Dans la même optique, les likes et l’engagement général autour du contenu que l’on poste deviennent le critère d’évaluation de nos vies. Dans un monde qui consacre l’individualisme et la perte de valeurs, il nous est complexe d’évaluer nos vies ; le plébiscite virtuel de notre groupe de pairs est alors une bonne indication.

Je suis heureux si tu l’es moins que moi

À l’heure d’Instagram, ce qui compte n’est pas le bonheur, mais la démonstration du bonheur. L’objectif est de montrer à une audience la plus grande possible que sa propre vie est la plus trépidante. Une guerre virtuelle se joue et chacun surenchérit à coup de posts pour prouver qu’il est le plus heureux. Par conséquent, il peut y avoir selon le psychologue Sébastien Dupont “une impression de grossissement de l’effet de solitude face à la mise en scène de la sociabilité des autres”, surtout chez les jeunes. Or, la solitude est subjective et relative : notre richesse émotionnelle ne sera pas perçue si l’on est entouré de personnes apparaissant comme toujours entourées et sociables. Face à elles, on procède à une dévalorisation de son capital social bien qu’il soit satisfaisant. À force d’être le spectateur de la vie des autres, notre vie parait monotone. Ce sentiment est d’autant plus accentué que l’on est dans une situation de passivité lorsque l’on est connecté sur le réseau social.

Le démon social de la comparaison surgit alors.
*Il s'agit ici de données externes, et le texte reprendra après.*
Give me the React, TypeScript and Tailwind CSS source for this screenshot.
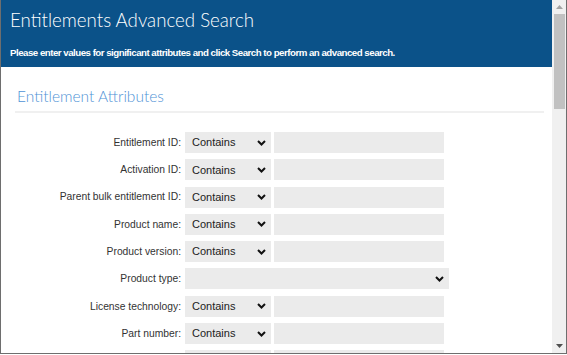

Nous sommes incapables de connaitre le bonheur en ceci que notre problème n’est pas d’être heureux mais de l’être plus que l’Autre et en s’efforçant à cela nous nous condamnons au malheur. En zieutant les photos de vacances de son “ami” en Thaïlande en plein mois de Décembre ne nous fera pas prendre conscience de la chance que l’on a d’avoir un travail dans lequel on est épanoui par exemple. Pour gagner cette guerre psychologique du qui est le plus heureux, nous sommes prêts à communiquer une multitude d’informations à notre sujet, voire même à avoir un compte “public” que n’importe quel inconnu pourra parcourir.

N’est-ce pas la preuve que nous avons conscience qu’il ne s’agit pas de notre vraie vie mais d’une infime partie d’elle ? Serions-nous capable d’autant nous mettre à nu s’il s’agissait de notre vraie vie ? Nous essayons de construire notre bonheur comme une marque de réussite que l’on adresse à l’autre. Des mécanismes d’envie et de jalousie font alors que le bonheur est un jeu de dupes. Lorsque l’Autre est heureux et qu’il se constitue face à moi comme témoin d’un bonheur possible, je suis ramené à moi-mêmes sur le mode de la déception et la tristesse, confronté à mes problèmes personnels. Je souhaite être à sa place tout en ressentant la tristesse de ne pas pouvoir quitter la mienne.

Fort heureusement, une bonne partie d’entre nous a conscience de ce jeu social qui est une version moderne des mondanités. À nous d’inverser la tendance, en montrant nos moments les plus banals, qui font aussi la beauté de nos existences.